Commentators have used a lot of ink discussing the tense of the words ‘whatever you bind on earth shall be bound in heaven, and whatever you loose on earth shall be loosed in heaven.” My understanding of this is that Jesus said that Heaven’s decision stands with the church, but we must remember that the binding and loosing authority is God’s first, not ours. In other words, Heaven doesn’t conform to the church’s decisions on earth. The church conforms to the authority of Heaven. That is the source of the church’s authority.
The authority of the church has often been abused, on the local level in power struggles and favoritism. This abuse has also occurred when the church has gotten wrapped up in worldly power and politics.
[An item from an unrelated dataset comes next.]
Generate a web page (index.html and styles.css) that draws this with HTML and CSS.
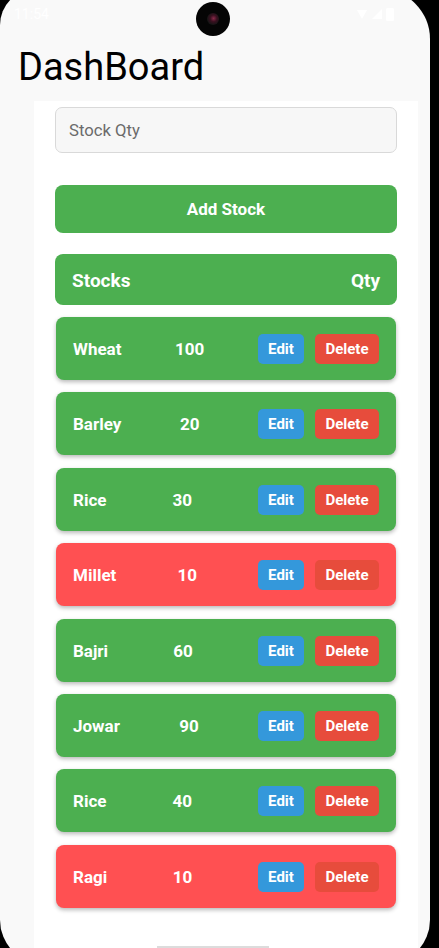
FILE: index.html
```html
<!DOCTYPE html>
<html>
<head>
<meta charset="utf-8">
<link rel="stylesheet" href="styles.css">
</head>
<body>
<div class="screen">
  <div class="status">
    <span class="time">11:54</span>
    <span class="status-icons">
      <svg width="12" height="12" viewBox="0 0 12 12"><path d="M1 2 L6 11 L11 2 Z" fill="#fff"/></svg>
      <svg width="10" height="12" viewBox="0 0 10 12"><path d="M10 1 V11 H0 Z" fill="#fff"/></svg>
      <svg width="8" height="14" viewBox="0 0 8 14"><rect x="0" y="1" width="8" height="13" rx="1.5" fill="#fff"/></svg>
    </span>
  </div>
  <div class="camera"><div class="lens"></div></div>
  <h1 class="title">DashBoard</h1>
  <div class="card">
    <div class="input">Stock Qty</div>
    <div class="add-btn">Add Stock</div>
    <div class="head">
      <span>Stocks</span>
      <span>Qty</span>
    </div>
    <div class="list">
      <div class="row ok"><span class="name">Wheat</span><span class="qty">100</span><span class="actions"><span class="btn edit">Edit</span><span class="btn del">Delete</span></span></div>
      <div class="row ok"><span class="name">Barley</span><span class="qty">20</span><span class="actions"><span class="btn edit">Edit</span><span class="btn del">Delete</span></span></div>
      <div class="row ok"><span class="name">Rice</span><span class="qty">30</span><span class="actions"><span class="btn edit">Edit</span><span class="btn del">Delete</span></span></div>
      <div class="row low"><span class="name">Millet</span><span class="qty">10</span><span class="actions"><span class="btn edit">Edit</span><span class="btn del">Delete</span></span></div>
      <div class="row ok"><span class="name">Bajri</span><span class="qty">60</span><span class="actions"><span class="btn edit">Edit</span><span class="btn del">Delete</span></span></div>
      <div class="row ok"><span class="name">Jowar</span><span class="qty">90</span><span class="actions"><span class="btn edit">Edit</span><span class="btn del">Delete</span></span></div>
      <div class="row ok"><span class="name">Rice</span><span class="qty">40</span><span class="actions"><span class="btn edit">Edit</span><span class="btn del">Delete</span></span></div>
      <div class="row low"><span class="name">Ragi</span><span class="qty">10</span><span class="actions"><span class="btn edit">Edit</span><span class="btn del">Delete</span></span></div>
    </div>
  </div>
  <div class="home-bar"></div>
</div>
</body>
</html>
```
FILE: styles.css
```css
html, body {
  margin: 0;
  padding: 0;
  background: #000;
  overflow: hidden;
  height: 948px;
}
body {
  font-family: Roboto, "Noto Sans", sans-serif;
}
.screen {
  position: relative;
  margin-top: -11px;
  width: 430px;
  height: 975px;
  background: #f9f9f9;
  border-radius: 36px 50px 44px 44px;
  display: flex;
  flex-direction: column;
  overflow: hidden;
  box-sizing: border-box;
}
.status {
  position: absolute;
  top: 17px;
  left: 14px;
  right: 36px;
  display: flex;
  justify-content: space-between;
  color: #fff;
  font-size: 14px;
}
.status-icons {
  display: flex;
  gap: 4px;
  align-items: center;
}
.camera {
  position: absolute;
  top: 13px;
  left: 196px;
  width: 34px;
  height: 34px;
  border-radius: 50%;
  background: #050505;
  display: flex;
  align-items: center;
  justify-content: center;
}
.lens {
  width: 12px;
  height: 12px;
  border-radius: 50%;
  background: radial-gradient(circle at 55% 45%, #8a2a4a 0, #3a1020 35%, #151515 70%);
}
.title {
  margin: 56px 0 12px 18px;
  font-size: 38px;
  line-height: 44px;
  font-weight: 400;
  color: #000;
}
.card {
  flex: 1;
  margin: 0 12px 0 34px;
  background: #fff;
  padding: 6px 21px 0;
  display: flex;
  flex-direction: column;
}
.input {
  height: 46px;
  box-sizing: border-box;
  border: 1px solid #d9d9d9;
  border-radius: 7px;
  background: #f7f7f7;
  padding-left: 13px;
  display: flex;
  align-items: center;
  font-size: 16.7px;
  color: #6b6b6b;
}
.add-btn {
  margin-top: 32px;
  height: 48px;
  border-radius: 8px;
  background: #4caf50;
  color: #fff;
  font-weight: 700;
  font-size: 17px;
  display: flex;
  align-items: center;
  justify-content: center;
}
.head {
  margin-top: 21px;
  height: 51px;
  box-sizing: border-box;
  border-radius: 8px;
  background: #4caf50;
  color: #fff;
  font-weight: 700;
  font-size: 19px;
  display: flex;
  align-items: center;
  justify-content: space-between;
  padding: 1px 17px 0;
}
.list {
  margin-top: 12px;
  display: flex;
  flex-direction: column;
  gap: 12.4px;
}
.row {
  margin: 0 1px;
  height: 63px;
  border-radius: 8px;
  box-sizing: border-box;
  padding: 1px 17px 0;
  display: flex;
  align-items: center;
  justify-content: space-between;
  color: #fff;
  font-weight: 700;
  font-size: 17px;
  box-shadow: 0 2px 4px rgba(0, 0, 0, 0.28);
}
.row.ok { background: #4caf50; }
.row.low { background: #ff5052; }
.actions {
  display: flex;
  gap: 11px;
}
.btn {
  height: 30px;
  border-radius: 5px;
  display: flex;
  align-items: center;
  justify-content: center;
  font-size: 15px;
  font-weight: 700;
}
.btn.edit {
  width: 46px;
  background: #3498db;
}
.btn.del {
  width: 64px;
  background: #e74c3c;
}
.home-bar {
  position: absolute;
  left: 157px;
  top: 957px;
  width: 112px;
  height: 3px;
  background: #dcdcdc;
}
```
However, the church has real authority and responsibility to use with humility and wisdom for the sake of a disciplined church that is growing in grace and purity for God’s glory.
The parable of the wicked servant is a chilling reminder that God will not be mocked. If a person confesses that they believe the Gospel and continue on a self-centered way, they betray that they have not been saved by God. True conversion results in new life. We are not saved by what we do, but our salvation produces fruit. One of the evidences of that grace of God is a love for the people of God.
When we regularly see Christ presented before us, we will remember the immensity of God’s love, mercy and grace. This astonishing generosity of God seen in the Gospel will put everything else in perspective. There is no better way for my church and I to grow in love, grace and witness than to be constantly confronted by our crucified, risen Lord.